I posted a short survey of how people remember pitches without a reference note. This came about when a Redditor asked what key people sing “Happy Birthday” in (the correct answer being the key that the first/loudest singer chooses).
I, like most people, don’t have perfect pitch, and if someone sits at a piano and plays a popular song, I can’t tell what key they’re playing unless I see their hands. My “movable do” adapts immediately. Problem one for this survey is that, for me (and I’m assuming most others), tonality is “sticky.” Play C – G7 and ask me to sing a song, and it’s likely to come out in C or A minor. After a little longer maybe a closely related key like G or F.
I try to fight that in the survey by asking participants to listen to this “music” between questions. This is one track of Cm – Bdim7 slowly pitch shifted up two whole tones and another of Em – D#dim7 slowly pitch shifted down two whole tones, just trying to disorient the listener.
Anyway, the “answers” are below, but remember there’s no harm in being “wrong”. Perfect pitch memory/recognition is helpful at some tasks in music transcription, but relative pitch is the crucial one that allows you to enjoy and create the vast majority of Western music, recognize when notes are sharp/flat, etc.
Happy Birthday: No wrong answer. No one regularly listens to any particular version of this, which is the inspiration for the survey. The tune was published in G (starting on D), but the book that added the lyrics is in Ab (starting on Eb). But really, people will more likely remember Marilyn Monroe’s live performance (or maybe Lana Del Ray’s tribute), both of which are in Db with starting note Ab.
For He’s A Jolly Good Fellow: No wrong answer, but in Life of Brian, “he’s” is G, the 3rd of Eb major.
Hey Jude: “Hey” is C, the 5th of F major.

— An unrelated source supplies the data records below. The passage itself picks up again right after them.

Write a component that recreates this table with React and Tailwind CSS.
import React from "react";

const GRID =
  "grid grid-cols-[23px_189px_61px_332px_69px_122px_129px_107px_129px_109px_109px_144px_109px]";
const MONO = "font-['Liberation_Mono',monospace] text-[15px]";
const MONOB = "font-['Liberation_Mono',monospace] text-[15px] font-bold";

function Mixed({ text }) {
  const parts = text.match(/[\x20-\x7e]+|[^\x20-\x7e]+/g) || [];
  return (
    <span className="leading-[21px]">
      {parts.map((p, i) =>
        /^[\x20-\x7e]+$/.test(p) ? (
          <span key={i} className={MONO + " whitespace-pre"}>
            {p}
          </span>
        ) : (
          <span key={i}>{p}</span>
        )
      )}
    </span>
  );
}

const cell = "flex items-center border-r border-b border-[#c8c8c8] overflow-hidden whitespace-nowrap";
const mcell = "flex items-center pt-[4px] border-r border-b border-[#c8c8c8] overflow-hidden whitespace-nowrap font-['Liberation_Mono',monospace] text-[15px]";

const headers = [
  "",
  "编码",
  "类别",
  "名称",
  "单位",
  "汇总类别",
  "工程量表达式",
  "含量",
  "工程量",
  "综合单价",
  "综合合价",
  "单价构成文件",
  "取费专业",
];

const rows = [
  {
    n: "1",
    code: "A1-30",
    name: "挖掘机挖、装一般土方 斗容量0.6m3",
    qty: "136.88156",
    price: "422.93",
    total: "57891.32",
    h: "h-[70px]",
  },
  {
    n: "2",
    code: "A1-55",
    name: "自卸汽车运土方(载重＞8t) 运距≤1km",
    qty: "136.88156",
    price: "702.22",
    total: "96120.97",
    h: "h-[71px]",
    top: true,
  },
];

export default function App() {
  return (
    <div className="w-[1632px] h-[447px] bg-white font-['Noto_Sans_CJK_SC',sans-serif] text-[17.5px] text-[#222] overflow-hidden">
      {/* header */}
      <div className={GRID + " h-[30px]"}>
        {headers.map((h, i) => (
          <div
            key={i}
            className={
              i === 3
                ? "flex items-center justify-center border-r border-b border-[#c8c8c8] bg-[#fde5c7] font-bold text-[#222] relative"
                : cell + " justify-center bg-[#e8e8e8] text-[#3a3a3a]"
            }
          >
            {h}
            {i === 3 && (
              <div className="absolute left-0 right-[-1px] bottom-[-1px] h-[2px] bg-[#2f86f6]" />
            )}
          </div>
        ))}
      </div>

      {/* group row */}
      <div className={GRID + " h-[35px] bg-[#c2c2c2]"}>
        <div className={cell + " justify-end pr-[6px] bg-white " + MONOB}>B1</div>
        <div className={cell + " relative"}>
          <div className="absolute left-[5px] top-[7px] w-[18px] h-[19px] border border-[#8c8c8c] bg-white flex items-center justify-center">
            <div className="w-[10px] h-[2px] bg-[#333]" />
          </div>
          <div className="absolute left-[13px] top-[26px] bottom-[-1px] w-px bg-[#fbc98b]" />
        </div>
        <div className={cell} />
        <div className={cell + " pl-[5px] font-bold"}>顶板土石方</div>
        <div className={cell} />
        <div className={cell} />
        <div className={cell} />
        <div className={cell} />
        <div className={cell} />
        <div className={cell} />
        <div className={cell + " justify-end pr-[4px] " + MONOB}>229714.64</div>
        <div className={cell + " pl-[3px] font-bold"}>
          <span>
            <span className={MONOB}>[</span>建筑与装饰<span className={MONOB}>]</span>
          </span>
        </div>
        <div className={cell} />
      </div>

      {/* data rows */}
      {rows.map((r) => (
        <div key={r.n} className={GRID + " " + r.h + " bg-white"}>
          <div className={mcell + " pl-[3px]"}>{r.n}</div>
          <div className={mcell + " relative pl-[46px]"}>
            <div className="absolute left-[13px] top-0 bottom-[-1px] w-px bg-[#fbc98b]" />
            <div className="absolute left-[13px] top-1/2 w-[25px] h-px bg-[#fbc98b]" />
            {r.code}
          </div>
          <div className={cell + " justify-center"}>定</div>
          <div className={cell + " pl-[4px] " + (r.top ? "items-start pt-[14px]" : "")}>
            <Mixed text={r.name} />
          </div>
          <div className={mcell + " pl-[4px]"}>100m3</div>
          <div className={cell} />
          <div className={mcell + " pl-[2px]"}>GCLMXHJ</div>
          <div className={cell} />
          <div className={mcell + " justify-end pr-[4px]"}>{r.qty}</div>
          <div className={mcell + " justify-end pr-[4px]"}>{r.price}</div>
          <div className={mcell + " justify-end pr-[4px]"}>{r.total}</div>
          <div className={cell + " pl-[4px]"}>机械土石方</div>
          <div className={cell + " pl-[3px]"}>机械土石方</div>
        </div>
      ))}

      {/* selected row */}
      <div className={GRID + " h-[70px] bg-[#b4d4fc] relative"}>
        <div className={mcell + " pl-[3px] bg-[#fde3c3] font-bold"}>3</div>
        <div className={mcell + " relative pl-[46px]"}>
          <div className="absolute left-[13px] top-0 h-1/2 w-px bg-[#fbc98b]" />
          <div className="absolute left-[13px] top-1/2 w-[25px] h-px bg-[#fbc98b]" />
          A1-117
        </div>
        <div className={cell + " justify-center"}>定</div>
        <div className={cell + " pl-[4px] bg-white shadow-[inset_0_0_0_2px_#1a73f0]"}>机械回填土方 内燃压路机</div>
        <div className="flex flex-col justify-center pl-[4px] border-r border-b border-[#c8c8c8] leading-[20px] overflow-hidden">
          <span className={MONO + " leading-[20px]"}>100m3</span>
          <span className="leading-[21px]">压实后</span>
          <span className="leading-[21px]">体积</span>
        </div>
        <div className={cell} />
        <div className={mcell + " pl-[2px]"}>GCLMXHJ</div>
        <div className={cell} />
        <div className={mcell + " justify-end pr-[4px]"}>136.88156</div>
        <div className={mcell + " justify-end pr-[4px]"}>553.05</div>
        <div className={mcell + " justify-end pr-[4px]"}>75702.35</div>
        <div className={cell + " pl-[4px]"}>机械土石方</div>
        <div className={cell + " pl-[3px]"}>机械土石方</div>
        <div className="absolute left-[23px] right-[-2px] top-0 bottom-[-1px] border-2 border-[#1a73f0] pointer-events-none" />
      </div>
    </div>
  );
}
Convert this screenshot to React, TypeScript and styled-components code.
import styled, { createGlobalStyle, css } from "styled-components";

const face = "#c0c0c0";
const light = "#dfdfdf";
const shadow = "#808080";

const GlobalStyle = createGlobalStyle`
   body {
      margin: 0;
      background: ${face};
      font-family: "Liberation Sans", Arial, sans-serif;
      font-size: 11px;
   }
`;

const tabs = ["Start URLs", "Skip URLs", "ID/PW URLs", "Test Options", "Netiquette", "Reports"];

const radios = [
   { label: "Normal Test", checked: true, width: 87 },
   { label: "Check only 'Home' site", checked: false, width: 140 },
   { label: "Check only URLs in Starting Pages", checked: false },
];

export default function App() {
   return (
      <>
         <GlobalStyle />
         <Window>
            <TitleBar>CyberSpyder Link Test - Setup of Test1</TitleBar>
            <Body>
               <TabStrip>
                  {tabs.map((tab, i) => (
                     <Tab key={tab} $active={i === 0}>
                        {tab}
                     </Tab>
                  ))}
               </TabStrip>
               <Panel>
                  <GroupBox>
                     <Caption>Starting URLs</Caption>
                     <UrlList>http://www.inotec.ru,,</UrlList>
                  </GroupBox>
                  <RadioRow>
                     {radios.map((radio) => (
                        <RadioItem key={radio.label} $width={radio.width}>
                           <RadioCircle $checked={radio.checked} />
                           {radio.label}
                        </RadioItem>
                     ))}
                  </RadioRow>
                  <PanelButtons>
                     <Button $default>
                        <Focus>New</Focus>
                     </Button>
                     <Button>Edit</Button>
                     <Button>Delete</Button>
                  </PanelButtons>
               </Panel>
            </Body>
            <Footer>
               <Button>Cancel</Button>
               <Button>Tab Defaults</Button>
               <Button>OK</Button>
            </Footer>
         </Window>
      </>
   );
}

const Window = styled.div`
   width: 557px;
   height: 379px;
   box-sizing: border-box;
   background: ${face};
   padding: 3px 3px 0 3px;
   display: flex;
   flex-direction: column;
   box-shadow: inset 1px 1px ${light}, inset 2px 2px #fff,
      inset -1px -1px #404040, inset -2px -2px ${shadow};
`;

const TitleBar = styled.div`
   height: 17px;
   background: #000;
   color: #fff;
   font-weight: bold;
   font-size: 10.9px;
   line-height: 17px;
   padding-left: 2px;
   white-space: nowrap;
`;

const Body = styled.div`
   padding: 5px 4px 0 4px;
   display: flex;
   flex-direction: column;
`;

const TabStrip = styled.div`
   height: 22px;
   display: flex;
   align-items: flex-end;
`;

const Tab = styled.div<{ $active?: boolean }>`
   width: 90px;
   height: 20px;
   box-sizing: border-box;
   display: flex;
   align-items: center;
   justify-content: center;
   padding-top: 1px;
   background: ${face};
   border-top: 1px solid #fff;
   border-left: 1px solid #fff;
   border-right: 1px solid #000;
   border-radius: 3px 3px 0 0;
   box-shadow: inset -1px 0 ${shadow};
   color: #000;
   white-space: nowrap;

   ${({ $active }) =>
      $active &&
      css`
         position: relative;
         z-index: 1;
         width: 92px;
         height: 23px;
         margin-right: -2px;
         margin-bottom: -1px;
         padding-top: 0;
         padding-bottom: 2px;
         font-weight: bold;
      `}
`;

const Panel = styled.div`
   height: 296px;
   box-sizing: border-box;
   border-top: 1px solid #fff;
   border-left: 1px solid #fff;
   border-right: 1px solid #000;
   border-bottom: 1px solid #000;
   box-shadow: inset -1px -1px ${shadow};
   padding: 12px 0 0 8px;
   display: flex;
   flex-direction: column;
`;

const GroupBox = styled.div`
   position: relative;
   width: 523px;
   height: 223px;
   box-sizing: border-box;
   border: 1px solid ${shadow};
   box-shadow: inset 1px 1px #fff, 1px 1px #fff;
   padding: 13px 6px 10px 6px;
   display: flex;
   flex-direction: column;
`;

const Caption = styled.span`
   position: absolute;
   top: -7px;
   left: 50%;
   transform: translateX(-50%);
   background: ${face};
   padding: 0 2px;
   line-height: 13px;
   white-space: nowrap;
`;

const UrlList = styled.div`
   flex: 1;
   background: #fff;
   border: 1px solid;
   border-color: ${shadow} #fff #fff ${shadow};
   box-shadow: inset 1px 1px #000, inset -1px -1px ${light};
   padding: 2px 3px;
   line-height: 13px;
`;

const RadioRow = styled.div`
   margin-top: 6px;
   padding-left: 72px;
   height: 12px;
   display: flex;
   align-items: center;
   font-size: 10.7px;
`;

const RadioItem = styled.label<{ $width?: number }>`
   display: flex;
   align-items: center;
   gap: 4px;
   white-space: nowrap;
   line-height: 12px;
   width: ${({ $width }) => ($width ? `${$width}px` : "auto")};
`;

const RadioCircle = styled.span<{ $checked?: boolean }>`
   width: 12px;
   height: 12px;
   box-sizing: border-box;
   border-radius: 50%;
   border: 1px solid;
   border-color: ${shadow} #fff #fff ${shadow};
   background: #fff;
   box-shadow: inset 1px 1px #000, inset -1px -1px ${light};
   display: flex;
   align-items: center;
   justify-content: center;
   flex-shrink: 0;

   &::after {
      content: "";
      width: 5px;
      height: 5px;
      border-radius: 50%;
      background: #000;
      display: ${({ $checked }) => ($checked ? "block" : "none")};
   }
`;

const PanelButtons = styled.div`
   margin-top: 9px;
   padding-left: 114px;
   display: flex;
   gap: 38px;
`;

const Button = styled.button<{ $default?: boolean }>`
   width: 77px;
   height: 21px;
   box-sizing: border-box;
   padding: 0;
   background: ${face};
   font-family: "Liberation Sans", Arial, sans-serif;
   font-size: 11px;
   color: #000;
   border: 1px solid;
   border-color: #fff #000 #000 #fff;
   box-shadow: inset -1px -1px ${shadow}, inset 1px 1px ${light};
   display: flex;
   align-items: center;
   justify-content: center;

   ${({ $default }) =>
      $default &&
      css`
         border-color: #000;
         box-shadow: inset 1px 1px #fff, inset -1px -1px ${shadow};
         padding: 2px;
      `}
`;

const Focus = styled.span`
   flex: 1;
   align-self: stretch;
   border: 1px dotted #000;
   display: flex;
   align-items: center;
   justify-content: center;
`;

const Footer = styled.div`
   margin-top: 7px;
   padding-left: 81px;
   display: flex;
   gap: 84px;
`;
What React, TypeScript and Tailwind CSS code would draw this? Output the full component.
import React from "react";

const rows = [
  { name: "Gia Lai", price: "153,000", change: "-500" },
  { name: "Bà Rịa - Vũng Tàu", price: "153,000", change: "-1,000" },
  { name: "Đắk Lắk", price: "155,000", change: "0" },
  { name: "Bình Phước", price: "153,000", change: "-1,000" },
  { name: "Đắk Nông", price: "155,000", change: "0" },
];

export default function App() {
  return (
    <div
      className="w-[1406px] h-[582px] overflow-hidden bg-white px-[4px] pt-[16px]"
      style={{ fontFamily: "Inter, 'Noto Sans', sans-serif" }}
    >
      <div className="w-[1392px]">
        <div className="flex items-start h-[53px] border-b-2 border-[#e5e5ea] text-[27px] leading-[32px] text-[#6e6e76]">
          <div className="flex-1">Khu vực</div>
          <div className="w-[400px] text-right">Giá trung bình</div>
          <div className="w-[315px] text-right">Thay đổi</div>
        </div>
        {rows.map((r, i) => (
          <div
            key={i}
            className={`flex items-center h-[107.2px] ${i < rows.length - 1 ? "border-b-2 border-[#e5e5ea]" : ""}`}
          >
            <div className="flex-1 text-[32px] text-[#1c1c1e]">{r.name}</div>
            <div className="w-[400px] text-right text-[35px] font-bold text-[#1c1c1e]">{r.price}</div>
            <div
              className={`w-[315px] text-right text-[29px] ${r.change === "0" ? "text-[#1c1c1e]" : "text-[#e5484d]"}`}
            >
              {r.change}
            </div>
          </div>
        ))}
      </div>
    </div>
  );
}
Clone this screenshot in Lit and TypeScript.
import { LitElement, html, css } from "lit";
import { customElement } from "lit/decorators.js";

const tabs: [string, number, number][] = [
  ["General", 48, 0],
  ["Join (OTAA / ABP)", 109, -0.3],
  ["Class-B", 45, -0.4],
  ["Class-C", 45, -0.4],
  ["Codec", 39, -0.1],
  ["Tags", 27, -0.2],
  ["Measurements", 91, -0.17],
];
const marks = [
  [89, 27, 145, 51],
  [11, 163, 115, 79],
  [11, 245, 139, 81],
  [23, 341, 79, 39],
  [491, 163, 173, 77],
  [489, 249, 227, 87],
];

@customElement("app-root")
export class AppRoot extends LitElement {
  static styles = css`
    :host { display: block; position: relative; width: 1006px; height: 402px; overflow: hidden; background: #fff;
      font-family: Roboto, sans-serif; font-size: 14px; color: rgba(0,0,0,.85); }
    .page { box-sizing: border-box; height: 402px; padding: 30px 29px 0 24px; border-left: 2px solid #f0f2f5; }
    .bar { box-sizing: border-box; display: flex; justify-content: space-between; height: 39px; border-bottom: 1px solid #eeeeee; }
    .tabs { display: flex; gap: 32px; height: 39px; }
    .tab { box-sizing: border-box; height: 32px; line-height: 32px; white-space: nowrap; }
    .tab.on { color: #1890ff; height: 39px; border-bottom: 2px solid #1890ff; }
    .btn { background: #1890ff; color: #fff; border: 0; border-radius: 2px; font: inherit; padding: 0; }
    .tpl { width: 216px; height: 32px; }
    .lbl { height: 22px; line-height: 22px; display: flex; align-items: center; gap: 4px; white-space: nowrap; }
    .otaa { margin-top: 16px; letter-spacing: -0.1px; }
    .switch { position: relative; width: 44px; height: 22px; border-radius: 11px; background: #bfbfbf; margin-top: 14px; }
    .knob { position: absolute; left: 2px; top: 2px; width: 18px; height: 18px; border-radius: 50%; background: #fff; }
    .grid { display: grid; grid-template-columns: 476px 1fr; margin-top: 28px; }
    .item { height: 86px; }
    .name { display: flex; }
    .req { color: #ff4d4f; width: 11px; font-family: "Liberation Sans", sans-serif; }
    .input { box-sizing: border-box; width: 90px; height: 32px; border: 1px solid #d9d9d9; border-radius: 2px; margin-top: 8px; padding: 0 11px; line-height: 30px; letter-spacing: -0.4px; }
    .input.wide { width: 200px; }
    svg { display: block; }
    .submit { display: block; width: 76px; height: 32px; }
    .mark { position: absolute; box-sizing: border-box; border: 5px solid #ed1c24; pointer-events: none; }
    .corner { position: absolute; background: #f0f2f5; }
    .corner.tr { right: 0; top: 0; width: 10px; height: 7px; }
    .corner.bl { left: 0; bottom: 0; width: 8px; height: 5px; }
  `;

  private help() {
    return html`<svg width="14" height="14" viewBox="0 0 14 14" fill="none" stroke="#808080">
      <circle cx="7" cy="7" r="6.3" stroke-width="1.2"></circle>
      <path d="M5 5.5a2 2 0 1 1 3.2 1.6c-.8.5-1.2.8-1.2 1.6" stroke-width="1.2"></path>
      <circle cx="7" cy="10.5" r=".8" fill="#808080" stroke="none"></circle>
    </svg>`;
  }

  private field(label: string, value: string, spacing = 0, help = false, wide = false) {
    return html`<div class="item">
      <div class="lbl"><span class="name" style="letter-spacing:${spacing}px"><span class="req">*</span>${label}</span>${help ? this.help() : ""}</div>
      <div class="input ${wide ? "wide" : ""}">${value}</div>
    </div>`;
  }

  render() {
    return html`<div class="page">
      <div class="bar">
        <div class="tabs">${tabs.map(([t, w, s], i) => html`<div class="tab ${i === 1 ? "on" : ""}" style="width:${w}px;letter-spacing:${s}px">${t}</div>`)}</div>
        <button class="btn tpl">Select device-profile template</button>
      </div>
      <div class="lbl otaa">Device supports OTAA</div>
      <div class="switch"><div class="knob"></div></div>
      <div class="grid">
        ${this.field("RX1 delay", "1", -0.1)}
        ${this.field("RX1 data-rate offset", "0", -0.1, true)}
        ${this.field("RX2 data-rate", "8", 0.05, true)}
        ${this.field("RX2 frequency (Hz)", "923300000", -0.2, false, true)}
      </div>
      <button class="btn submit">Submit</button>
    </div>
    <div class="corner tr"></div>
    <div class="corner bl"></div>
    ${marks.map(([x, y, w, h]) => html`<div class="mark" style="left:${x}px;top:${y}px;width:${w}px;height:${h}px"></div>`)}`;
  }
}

Hotel California: “Dark” is F#, the 5th of B minor.
When Doves Cry: “How can you…” is A, the tonic of A minor.
Beat It: “Beat it” is Bb, the 5th of Eb minor.
Smells Like Teen Spirit: “With” is Ab, the 3rd of F minor. In hindsight I should’ve asked for the tonic “out”.
I have some ideas for how to improve this:
- Just have them sing it in a mic. We don’t want people distracted by the process of finding that note.
- Baring that, provide a Shepard tone piano with unlabelled keys.
- Use a better “tonality cleanser”, like a jumbled mix of 12 tone music. The hard part is you want to pull the listener away from any tonality, not lead them to a random tonality.